• _Supplied material_:

____

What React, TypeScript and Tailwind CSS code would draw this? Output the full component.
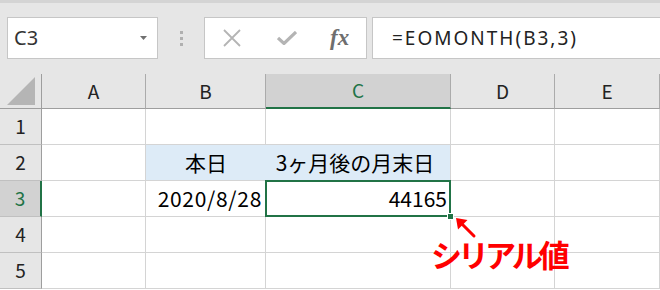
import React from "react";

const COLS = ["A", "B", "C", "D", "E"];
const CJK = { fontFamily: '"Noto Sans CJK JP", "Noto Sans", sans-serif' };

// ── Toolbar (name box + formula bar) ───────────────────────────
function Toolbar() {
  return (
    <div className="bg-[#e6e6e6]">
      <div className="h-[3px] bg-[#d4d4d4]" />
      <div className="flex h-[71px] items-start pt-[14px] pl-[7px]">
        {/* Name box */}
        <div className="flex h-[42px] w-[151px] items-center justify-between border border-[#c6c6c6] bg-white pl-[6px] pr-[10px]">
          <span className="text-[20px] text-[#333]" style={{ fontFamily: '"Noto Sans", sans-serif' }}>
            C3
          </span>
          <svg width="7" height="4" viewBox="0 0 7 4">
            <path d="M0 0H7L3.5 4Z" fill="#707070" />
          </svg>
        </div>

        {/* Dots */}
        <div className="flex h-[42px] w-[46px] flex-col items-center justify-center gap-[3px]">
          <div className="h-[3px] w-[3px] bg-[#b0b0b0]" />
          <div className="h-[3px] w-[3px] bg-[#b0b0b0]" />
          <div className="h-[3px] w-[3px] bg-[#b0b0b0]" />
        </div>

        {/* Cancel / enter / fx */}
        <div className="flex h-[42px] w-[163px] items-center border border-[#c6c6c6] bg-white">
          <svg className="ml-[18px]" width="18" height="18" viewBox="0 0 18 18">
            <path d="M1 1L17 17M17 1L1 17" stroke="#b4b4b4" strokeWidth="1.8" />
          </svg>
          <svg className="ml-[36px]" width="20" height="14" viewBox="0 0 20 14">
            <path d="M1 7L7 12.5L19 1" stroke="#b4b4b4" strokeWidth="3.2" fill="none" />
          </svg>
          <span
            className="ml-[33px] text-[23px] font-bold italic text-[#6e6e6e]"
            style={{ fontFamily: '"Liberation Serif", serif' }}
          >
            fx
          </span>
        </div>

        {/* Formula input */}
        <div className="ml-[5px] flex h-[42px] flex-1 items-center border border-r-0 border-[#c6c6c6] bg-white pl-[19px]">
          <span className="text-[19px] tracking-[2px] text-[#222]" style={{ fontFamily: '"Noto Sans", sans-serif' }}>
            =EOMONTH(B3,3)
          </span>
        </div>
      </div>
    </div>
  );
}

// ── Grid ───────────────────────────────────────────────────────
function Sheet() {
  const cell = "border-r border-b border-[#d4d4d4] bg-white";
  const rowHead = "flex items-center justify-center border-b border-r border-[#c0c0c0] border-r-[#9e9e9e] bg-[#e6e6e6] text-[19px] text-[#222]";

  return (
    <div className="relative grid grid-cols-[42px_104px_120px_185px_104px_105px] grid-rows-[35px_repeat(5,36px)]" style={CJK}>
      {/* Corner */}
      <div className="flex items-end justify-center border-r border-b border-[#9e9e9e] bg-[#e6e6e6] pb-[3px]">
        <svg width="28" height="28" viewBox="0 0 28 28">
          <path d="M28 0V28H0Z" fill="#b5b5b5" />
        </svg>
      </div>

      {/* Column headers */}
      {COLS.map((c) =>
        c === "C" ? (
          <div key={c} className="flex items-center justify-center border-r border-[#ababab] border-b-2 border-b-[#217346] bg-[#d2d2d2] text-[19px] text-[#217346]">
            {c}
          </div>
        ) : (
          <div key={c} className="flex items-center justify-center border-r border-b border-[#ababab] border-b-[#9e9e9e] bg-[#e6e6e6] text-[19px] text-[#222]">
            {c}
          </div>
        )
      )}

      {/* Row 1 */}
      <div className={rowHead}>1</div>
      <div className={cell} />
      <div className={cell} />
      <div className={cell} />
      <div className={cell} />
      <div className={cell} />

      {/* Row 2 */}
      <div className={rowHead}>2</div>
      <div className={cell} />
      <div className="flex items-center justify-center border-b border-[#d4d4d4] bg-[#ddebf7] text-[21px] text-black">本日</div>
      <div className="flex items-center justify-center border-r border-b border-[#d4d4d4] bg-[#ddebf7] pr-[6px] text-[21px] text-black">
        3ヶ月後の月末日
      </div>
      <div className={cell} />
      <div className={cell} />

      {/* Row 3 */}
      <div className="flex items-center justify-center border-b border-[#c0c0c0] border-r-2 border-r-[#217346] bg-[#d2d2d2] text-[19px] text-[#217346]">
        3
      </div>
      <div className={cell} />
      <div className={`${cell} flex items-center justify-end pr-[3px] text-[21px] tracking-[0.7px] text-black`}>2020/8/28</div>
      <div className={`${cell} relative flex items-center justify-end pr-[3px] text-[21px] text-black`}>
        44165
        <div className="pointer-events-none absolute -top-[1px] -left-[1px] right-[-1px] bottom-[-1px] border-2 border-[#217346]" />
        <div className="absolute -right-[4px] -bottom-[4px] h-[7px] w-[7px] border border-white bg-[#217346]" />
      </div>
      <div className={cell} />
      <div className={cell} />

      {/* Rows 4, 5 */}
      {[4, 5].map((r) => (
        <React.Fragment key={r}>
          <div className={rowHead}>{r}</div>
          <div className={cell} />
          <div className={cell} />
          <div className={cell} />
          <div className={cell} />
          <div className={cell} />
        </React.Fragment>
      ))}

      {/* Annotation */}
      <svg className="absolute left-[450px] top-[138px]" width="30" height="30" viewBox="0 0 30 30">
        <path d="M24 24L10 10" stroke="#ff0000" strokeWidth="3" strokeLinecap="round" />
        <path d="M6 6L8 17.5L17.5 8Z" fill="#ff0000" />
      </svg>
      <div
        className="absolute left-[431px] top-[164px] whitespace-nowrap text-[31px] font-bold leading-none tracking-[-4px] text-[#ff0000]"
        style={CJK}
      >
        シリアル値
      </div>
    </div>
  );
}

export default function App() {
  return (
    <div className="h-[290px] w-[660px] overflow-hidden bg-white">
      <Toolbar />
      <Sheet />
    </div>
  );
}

____

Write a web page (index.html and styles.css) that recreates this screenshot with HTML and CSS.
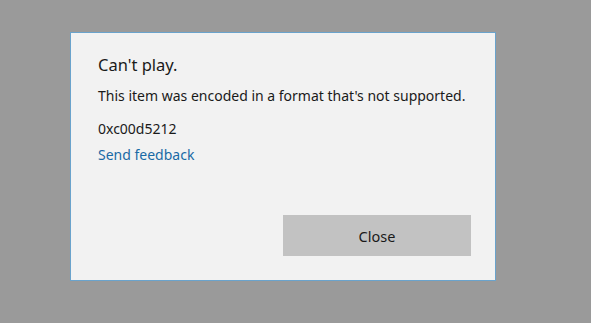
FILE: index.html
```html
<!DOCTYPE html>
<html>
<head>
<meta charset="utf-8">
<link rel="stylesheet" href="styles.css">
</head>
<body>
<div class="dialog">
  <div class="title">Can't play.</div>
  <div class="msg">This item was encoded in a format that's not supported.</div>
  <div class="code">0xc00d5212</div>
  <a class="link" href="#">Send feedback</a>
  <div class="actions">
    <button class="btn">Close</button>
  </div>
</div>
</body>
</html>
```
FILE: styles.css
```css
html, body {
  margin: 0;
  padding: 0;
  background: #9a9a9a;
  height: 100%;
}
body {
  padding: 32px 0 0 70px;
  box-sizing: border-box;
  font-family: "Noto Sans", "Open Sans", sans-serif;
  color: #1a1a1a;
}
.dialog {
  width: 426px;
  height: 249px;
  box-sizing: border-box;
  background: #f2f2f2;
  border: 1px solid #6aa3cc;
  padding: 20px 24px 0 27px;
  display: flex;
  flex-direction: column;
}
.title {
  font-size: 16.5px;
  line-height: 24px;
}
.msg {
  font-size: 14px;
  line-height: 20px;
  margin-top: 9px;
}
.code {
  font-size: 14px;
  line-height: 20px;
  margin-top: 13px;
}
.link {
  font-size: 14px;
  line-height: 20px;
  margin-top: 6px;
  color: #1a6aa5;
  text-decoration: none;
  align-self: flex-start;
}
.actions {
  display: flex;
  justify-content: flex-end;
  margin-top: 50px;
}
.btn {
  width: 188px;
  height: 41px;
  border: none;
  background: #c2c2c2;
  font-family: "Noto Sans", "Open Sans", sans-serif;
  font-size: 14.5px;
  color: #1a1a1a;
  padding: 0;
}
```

____

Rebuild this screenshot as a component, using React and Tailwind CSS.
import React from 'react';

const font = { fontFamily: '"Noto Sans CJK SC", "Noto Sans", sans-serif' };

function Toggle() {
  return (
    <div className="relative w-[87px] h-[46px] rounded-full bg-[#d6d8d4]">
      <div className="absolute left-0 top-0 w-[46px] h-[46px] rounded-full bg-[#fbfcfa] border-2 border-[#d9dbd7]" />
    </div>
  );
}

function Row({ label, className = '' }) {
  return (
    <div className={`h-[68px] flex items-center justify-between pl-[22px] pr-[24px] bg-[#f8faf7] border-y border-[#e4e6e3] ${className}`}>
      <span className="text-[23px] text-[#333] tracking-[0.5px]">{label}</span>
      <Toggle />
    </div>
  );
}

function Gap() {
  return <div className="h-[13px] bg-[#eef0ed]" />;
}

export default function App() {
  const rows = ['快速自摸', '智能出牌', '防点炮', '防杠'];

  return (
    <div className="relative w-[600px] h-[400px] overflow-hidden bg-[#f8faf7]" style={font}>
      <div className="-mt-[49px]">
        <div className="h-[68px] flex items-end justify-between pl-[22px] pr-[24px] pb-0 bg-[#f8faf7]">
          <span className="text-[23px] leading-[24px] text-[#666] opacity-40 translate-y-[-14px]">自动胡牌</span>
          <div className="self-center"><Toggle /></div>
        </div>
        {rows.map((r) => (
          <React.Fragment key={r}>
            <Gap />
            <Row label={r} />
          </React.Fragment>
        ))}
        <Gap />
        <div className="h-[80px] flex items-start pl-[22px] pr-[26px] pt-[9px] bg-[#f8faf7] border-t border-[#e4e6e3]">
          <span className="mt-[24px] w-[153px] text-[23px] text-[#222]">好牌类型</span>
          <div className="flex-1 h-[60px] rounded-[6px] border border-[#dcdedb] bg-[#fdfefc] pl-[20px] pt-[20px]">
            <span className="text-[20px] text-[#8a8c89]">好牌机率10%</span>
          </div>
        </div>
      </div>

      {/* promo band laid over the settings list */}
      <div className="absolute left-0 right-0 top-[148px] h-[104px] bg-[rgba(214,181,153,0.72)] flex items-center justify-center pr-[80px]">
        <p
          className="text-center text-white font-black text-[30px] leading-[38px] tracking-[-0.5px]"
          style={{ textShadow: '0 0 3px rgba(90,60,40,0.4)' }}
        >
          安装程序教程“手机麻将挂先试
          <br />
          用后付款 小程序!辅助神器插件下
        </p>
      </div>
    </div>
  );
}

____

• _Challenge_: Tally the lines above that contain the word "Tailwind", and reply with only the number.

• _Response below_: 2